Speaker
Description
The electromagnetic form factor, $F_\pi(Q^2)$, of the pion describes how quarks are distributed inside the pion and is of considerable phenomenological interest. However, $F_\pi(Q^2)$ at large values of momentum transfer, $Q^2$, has proven difficult to measure experimentally. This motivates numerical approaches to its calculations, such as lattice QCD. Though Lattice QCD calculations of $F_\pi(Q^2)$ exist for low $Q^2$, it is also desirable to understand the behaviour of $F_\pi(Q^2)$ at large $Q^2$ in order to help guide future experimental measurements, for example at Jefferson Lab in the US. Accessing $F_\pi(Q^2)$ at high $Q^2$, however, also presents challenges for Lattice QCD. This is due to the increased computational cost required to overcome gauge noise, as well as increased difficulty in extracting signals for boosted particles. We present a lattice QCD calculation of $F_\pi(Q^2)$ using the Feynman-Hellmann technique. We employ two noise reduction techniques, all-mode averaging (AMA) and momentum smearing (MS). Additionally, we also apply variational techniques between different operators which create the pion state to further improve correlator signal to noise ratios.
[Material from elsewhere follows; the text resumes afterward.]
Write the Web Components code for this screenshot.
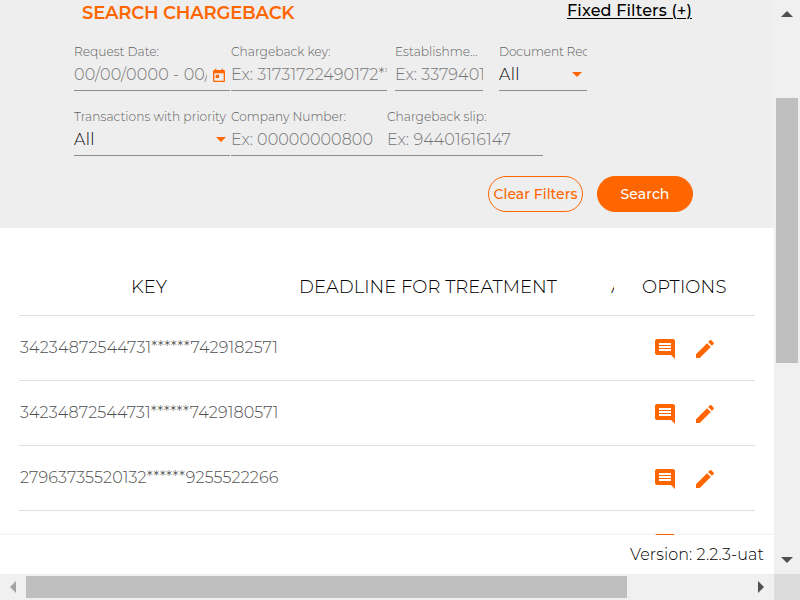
<!DOCTYPE html>
<html lang="en">
<head>
<meta charset="utf-8">
<title>Search Chargeback</title>
<style>
html,body{margin:0;width:800px;height:600px;overflow:hidden;background:#fff}
body{font-family:Montserrat,Inter,"Open Sans",sans-serif;color:#000}
</style>
</head>
<body>
<chargeback-app></chargeback-app>
<script>
function define(name, html, setup) {
  const t = document.createElement('template');
  t.innerHTML = html;
  customElements.define(name, class extends HTMLElement {
    connectedCallback() {
      if (this.shadowRoot) return;
      this.attachShadow({mode: 'open'}).append(t.content.cloneNode(true));
      if (setup) setup(this, this.shadowRoot);
    }
  });
}

// A single text run whose tracking is set so that it spans the "w" attribute, in pixels.
define('fit-text', `<style>
:host{display:block;white-space:nowrap}
span{display:inline-block;white-space:pre}
:host([underline]) span{text-decoration:underline;text-underline-offset:2px;text-decoration-thickness:1px}
</style><span></span>`, (host, root) => {
  const s = root.querySelector('span');
  s.textContent = host.getAttribute('text');
  const w = +host.getAttribute('w');
  host.style.width = w + 'px';
  const natural = s.getBoundingClientRect().width;
  if (natural) s.style.letterSpacing = (w - natural) / s.textContent.length + 'px';
});

define('app-icon', `<style>:host{display:block;color:#f60}svg{display:block;fill:currentColor}</style><svg></svg>`, (host, root) => {
  const icons = {
    comment: ['0 0 24 24', 24, 24, 'M21.99 4c0-1.1-.89-2-1.99-2H4c-1.1 0-2 .9-2 2v12c0 1.1.9 2 2 2h14l4 4-.01-18zM18 14H6v-2h12v2zm0-3H6V9h12v2zm0-3H6V6h12v2z'],
    edit: ['0 0 24 24', 24, 24, 'M3 17.25V21h3.75L17.81 9.94l-3.75-3.75L3 17.25zM20.71 7.04c.39-.39.39-1.02 0-1.41l-2.34-2.34c-.39-.39-1.02-.39-1.41 0l-1.83 1.83 3.75 3.75 1.83-1.83z'],
    today: ['0 0 24 24', 16, 16, 'M19 3h-1V1h-2v2H8V1H6v2H5c-1.11 0-1.99.9-1.99 2L3 19c0 1.1.89 2 2 2h14c1.1 0 2-.9 2-2V5c0-1.1-.9-2-2-2zm0 16H5V8h14v11zM7 10h5v5H7z'],
    drop: ['0 0 10 5', 10, 5, 'M0 0h10L5 5z'],
    up: ['0 0 12 6', 12, 6, 'M0 6h12L6 0z'],
    down: ['0 0 12 6', 12, 6, 'M0 0h12L6 6z'],
    left: ['0 0 6 12', 6, 12, 'M6 0v12L0 6z'],
    right: ['0 0 6 12', 6, 12, 'M0 0v12l6-6z']
  };
  const [box, w, h, d] = icons[host.getAttribute('name')];
  const svg = root.querySelector('svg');
  svg.setAttribute('viewBox', box);
  svg.setAttribute('width', w);
  svg.setAttribute('height', h);
  svg.innerHTML = '<path d="' + d + '"/>';
});

define('filter-field', `<style>
:host{display:block;box-sizing:border-box;height:49px;border-bottom:1px solid #8c8c8c}
.label{height:20px;line-height:20px;font-size:12.2px;font-weight:300;color:#606060;overflow:hidden}
.row{display:flex;height:28px}
.value{flex:1;min-width:0;overflow:hidden;line-height:26px;font-size:16px;font-weight:300;color:#757575}
:host([filled]) .value{color:#000}
</style>
<div class="label"><slot name="label"></slot></div>
<div class="row"><div class="value"><slot></slot></div><slot name="icon"></slot></div>`);

define('pill-button', `<style>
:host{display:flex;box-sizing:border-box;height:36px;border:1px solid #f60;border-radius:18px;align-items:center;justify-content:center;font-size:14px;font-weight:500;color:#f60}
:host([primary]){background:#f60;color:#fff}
</style><slot></slot>`);

define('filter-panel', `<style>
:host{display:block;height:228px;background:#eee;overflow:hidden}
header{display:flex;justify-content:space-between;height:42px;padding:0 82px}
.title{font-size:18px;font-weight:600;color:#f60;line-height:26px}
.fixed{font-size:16px;font-weight:550;line-height:21px}
.fields{display:flex;margin-left:74px;height:65px}
.w{width:156px}.n{width:88px}
.g1{margin-left:1px}.g8{margin-left:8px}.g16{margin-left:16px}
.date{margin:6px 3px 0 4px}
.sel{margin:10px 5px 0 0}
.sel2{margin:10px 4px 0 0}
.actions{display:flex;justify-content:flex-end;gap:14px;padding:4px 81px 0 0}
.clear{width:95px}.search{width:96px}
</style>
<header>
<fit-text class="title" w="212.3" text="SEARCH CHARGEBACK"></fit-text>
<fit-text class="fixed" underline w="125" text="Fixed Filters (+)"></fit-text>
</header>
<div class="fields">
<filter-field class="w"><fit-text slot="label" w="85" text="Request Date:"></fit-text><fit-text w="136" text="00/00/0000 - 00/"></fit-text><app-icon slot="icon" class="date" name="today"></app-icon></filter-field>
<filter-field class="w g1"><fit-text slot="label" w="99.5" text="Chargeback key:"></fit-text><fit-text w="160" text="Ex: 31731722490172**"></fit-text></filter-field>
<filter-field class="n g8"><fit-text slot="label" w="82.5" text="Establishme..."></fit-text><fit-text w="90" text="Ex: 3379401"></fit-text></filter-field>
<filter-field class="n g16" filled><fit-text slot="label" w="90" text="Document Rec"></fit-text><fit-text w="21" text="All"></fit-text><app-icon slot="icon" class="sel" name="drop"></app-icon></filter-field>
</div>
<div class="fields">
<filter-field class="w" filled><fit-text slot="label" w="152" text="Transactions with priority"></fit-text><fit-text w="21" text="All"></fit-text><app-icon slot="icon" class="sel2" name="drop"></app-icon></filter-field>
<filter-field class="w g1"><fit-text slot="label" w="115" text="Company Number:"></fit-text><fit-text w="142" text="Ex: 00000000800"></fit-text></filter-field>
<filter-field class="w"><fit-text slot="label" w="99.5" text="Chargeback slip:"></fit-text><fit-text w="124" text="Ex: 94401616147"></fit-text></filter-field>
</div>
<div class="actions">
<pill-button class="clear"><fit-text w="84" text="Clear Filters"></fit-text></pill-button>
<pill-button class="search" primary><fit-text w="49" text="Search"></fit-text></pill-button>
</div>`);

define('table-row', `<style>
:host{display:flex;box-sizing:border-box;height:65px;border-bottom:1px solid #dfdfdf;align-items:center;justify-content:space-between;padding:1px 38px 0 1px}
.key{font-size:16px;font-weight:300;color:#505050;padding-bottom:2px}
.opts{display:flex;gap:16px}
</style>
<div class="key"><slot></slot></div>
<div class="opts"><app-icon name="comment"></app-icon><app-icon name="edit"></app-icon></div>`);

define('chargeback-table', `<style>
:host{display:block;padding:30px 19px 0;overflow:hidden}
.head{display:flex;box-sizing:border-box;height:58px;border-bottom:1px solid #dfdfdf;font-size:18px;font-weight:300;color:#000;line-height:58px}
.key{margin-left:112px}.deadline{margin-left:132px}
.cut{width:3px;overflow:hidden;margin-left:54px}
.options{margin-left:28px}
</style>
<div class="head">
<fit-text class="key" w="36" text="KEY"></fit-text>
<fit-text class="deadline" w="258" text="DEADLINE FOR TREATMENT"></fit-text>
<div class="cut"><fit-text w="13" text="A"></fit-text></div>
<fit-text class="options" w="84.5" text="OPTIONS"></fit-text>
</div>
<table-row><fit-text w="258" text="34234872544731******7429182571"></fit-text></table-row>
<table-row><fit-text w="258.5" text="34234872544731******7429180571"></fit-text></table-row>
<table-row><fit-text w="258.5" text="27963735520132******9255522266"></fit-text></table-row>
<table-row></table-row>`);

define('page-footer', `<style>
:host{display:flex;height:39px;background:#fff;box-shadow:0 0 3px rgba(0,0,0,.13);justify-content:flex-end;padding-right:10px;line-height:40px;font-size:16px;font-weight:350;position:relative}
</style><fit-text w="134" text="Version: 2.2.3-uat"></fit-text>`);

define('scroll-bar', `<style>
:host{display:flex;background:#f0f0f0;box-sizing:border-box}
:host([axis=y]){flex-direction:column;align-items:center;padding:11px 0}
:host([axis=x]){align-items:center;padding:0 10px}
.thumb{background:#bfbfbf}
:host([axis=y]) .thumb{width:22px;height:265px;margin-top:81px}
:host([axis=x]) .thumb{height:22px;width:601px;margin-left:10px}
.end{margin:auto 0 0 0;color:#505050}
:host([axis=x]) .end{margin:0 0 0 auto}
.start{color:#505050}
:host([axis=x]) .start{color:#a3a3a3}
</style>
<div class="thumb"></div>`, (host, root) => {
  const names = host.getAttribute('axis') === 'y' ? ['up', 'down'] : ['left', 'right'];
  const [start, end] = names.map((name, i) => {
    const icon = document.createElement('app-icon');
    icon.className = i ? 'end' : 'start';
    icon.setAttribute('name', name);
    return icon;
  });
  const thumb = root.querySelector('.thumb');
  thumb.before(start);
  thumb.after(end);
});

define('chargeback-app', `<style>
:host{display:grid;width:800px;height:600px;grid-template:574px 26px / 774px 26px}
.view{display:grid;grid-template-rows:228px 307px 39px;overflow:hidden}
.corner{background:#dcdcdc}
</style>
<div class="view"><filter-panel></filter-panel><chargeback-table></chargeback-table><page-footer></page-footer></div>
<scroll-bar axis="y"></scroll-bar>
<scroll-bar axis="x"></scroll-bar>
<div class="corner"></div>`);
</script>
</body>
</html>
By performing calculations on SU(3)-flavour symmetric ensembles, where light and strange quark masses are degenerate, as well as for ensembles where SU(3)-flavour symmetry is broken, i.e. where the light and strange masses are not degenerate, we find that these methods significantly improve the extraction of $F_\pi(Q^2)$, allowing access to $F_\pi(Q^2)$ at around $Q^2 = 10\, \mathrm{GeV}^2$.